[START]

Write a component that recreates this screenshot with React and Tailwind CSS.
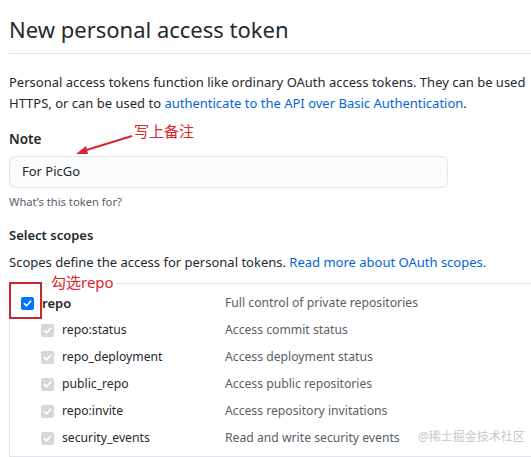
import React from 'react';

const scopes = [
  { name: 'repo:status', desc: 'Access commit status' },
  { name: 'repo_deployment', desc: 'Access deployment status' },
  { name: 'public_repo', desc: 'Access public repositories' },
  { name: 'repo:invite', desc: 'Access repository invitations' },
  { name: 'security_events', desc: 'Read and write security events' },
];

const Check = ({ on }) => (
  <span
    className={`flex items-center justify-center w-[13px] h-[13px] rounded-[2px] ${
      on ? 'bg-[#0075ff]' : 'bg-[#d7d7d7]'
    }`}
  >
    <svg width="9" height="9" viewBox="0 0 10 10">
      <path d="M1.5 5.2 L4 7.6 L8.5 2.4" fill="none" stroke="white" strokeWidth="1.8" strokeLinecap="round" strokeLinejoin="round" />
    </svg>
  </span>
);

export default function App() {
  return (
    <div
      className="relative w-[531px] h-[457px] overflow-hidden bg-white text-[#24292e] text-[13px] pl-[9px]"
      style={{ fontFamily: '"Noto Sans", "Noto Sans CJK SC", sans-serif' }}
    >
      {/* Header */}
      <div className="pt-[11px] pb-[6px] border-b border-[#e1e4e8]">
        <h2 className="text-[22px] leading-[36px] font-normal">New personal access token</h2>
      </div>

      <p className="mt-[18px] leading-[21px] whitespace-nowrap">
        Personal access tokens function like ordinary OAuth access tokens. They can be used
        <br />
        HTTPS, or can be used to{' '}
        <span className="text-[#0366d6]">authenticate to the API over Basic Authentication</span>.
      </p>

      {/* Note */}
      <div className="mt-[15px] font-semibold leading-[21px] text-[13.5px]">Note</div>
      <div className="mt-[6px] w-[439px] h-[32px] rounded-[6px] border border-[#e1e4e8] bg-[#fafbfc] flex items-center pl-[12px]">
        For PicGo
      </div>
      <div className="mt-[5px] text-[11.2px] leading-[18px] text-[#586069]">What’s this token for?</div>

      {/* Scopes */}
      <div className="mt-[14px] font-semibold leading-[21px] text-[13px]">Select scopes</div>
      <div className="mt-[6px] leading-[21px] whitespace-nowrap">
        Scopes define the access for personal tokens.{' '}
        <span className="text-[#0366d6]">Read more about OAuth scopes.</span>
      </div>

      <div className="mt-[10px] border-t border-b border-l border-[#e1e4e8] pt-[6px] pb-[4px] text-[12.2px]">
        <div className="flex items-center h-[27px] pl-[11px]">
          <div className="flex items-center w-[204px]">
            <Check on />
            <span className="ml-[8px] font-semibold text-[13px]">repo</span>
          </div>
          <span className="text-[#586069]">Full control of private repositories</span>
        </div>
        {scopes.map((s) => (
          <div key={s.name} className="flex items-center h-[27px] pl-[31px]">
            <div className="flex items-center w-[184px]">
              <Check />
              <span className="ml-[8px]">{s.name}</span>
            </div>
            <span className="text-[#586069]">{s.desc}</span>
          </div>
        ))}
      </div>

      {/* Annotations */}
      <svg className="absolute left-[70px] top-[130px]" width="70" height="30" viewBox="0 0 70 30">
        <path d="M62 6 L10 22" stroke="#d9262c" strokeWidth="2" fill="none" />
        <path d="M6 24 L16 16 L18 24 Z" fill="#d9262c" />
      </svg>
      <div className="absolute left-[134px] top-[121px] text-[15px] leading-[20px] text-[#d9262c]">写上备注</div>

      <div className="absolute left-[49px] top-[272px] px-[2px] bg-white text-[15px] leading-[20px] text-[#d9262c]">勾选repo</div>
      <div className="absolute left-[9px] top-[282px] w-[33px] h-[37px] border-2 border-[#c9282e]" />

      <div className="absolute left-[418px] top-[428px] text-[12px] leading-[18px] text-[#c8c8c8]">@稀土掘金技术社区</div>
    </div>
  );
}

[END]

§ **What to work on**: Transcribe the listing above verbatim. Omit the pictures.

§ **Task output**:
Write a component that recreates this screenshot with React and Tailwind CSS.
import React from 'react';

const scopes = [
  { name: 'repo:status', desc: 'Access commit status' },
  { name: 'repo_deployment', desc: 'Access deployment status' },
  { name: 'public_repo', desc: 'Access public repositories' },
  { name: 'repo:invite', desc: 'Access repository invitations' },
  { name: 'security_events', desc: 'Read and write security events' },
];

const Check = ({ on }) => (
  <span
    className={`flex items-center justify-center w-[13px] h-[13px] rounded-[2px] ${
      on ? 'bg-[#0075ff]' : 'bg-[#d7d7d7]'
    }`}
  >
    <svg width="9" height="9" viewBox="0 0 10 10">
      <path d="M1.5 5.2 L4 7.6 L8.5 2.4" fill="none" stroke="white" strokeWidth="1.8" strokeLinecap="round" strokeLinejoin="round" />
    </svg>
  </span>
);

export default function App() {
  return (
    <div
      className="relative w-[531px] h-[457px] overflow-hidden bg-white text-[#24292e] text-[13px] pl-[9px]"
      style={{ fontFamily: '"Noto Sans", "Noto Sans CJK SC", sans-serif' }}
    >
      {/* Header */}
      <div className="pt-[11px] pb-[6px] border-b border-[#e1e4e8]">
        <h2 className="text-[22px] leading-[36px] font-normal">New personal access token</h2>
      </div>

      <p className="mt-[18px] leading-[21px] whitespace-nowrap">
        Personal access tokens function like ordinary OAuth access tokens. They can be used
        <br />
        HTTPS, or can be used to{' '}
        <span className="text-[#0366d6]">authenticate to the API over Basic Authentication</span>.
      </p>

      {/* Note */}
      <div className="mt-[15px] font-semibold leading-[21px] text-[13.5px]">Note</div>
      <div className="mt-[6px] w-[439px] h-[32px] rounded-[6px] border border-[#e1e4e8] bg-[#fafbfc] flex items-center pl-[12px]">
        For PicGo
      </div>
      <div className="mt-[5px] text-[11.2px] leading-[18px] text-[#586069]">What’s this token for?</div>

      {/* Scopes */}
      <div className="mt-[14px] font-semibold leading-[21px] text-[13px]">Select scopes</div>
      <div className="mt-[6px] leading-[21px] whitespace-nowrap">
        Scopes define the access for personal tokens.{' '}
        <span className="text-[#0366d6]">Read more about OAuth scopes.</span>
      </div>

      <div className="mt-[10px] border-t border-b border-l border-[#e1e4e8] pt-[6px] pb-[4px] text-[12.2px]">
        <div className="flex items-center h-[27px] pl-[11px]">
          <div className="flex items-center w-[204px]">
            <Check on />
            <span className="ml-[8px] font-semibold text-[13px]">repo</span>
          </div>
          <span className="text-[#586069]">Full control of private repositories</span>
        </div>
        {scopes.map((s) => (
          <div key={s.name} className="flex items-center h-[27px] pl-[31px]">
            <div className="flex items-center w-[184px]">
              <Check />
              <span className="ml-[8px]">{s.name}</span>
            </div>
            <span className="text-[#586069]">{s.desc}</span>
          </div>
        ))}
      </div>

      {/* Annotations */}
      <svg className="absolute left-[70px] top-[130px]" width="70" height="30" viewBox="0 0 70 30">
        <path d="M62 6 L10 22" stroke="#d9262c" strokeWidth="2" fill="none" />
        <path d="M6 24 L16 16 L18 24 Z" fill="#d9262c" />
      </svg>
      <div className="absolute left-[134px] top-[121px] text-[15px] leading-[20px] text-[#d9262c]">写上备注</div>

      <div className="absolute left-[49px] top-[272px] px-[2px] bg-white text-[15px] leading-[20px] text-[#d9262c]">勾选repo</div>
      <div className="absolute left-[9px] top-[282px] w-[33px] h-[37px] border-2 border-[#c9282e]" />

      <div className="absolute left-[418px] top-[428px] text-[12px] leading-[18px] text-[#c8c8c8]">@稀土掘金技术社区</div>
    </div>
  );
}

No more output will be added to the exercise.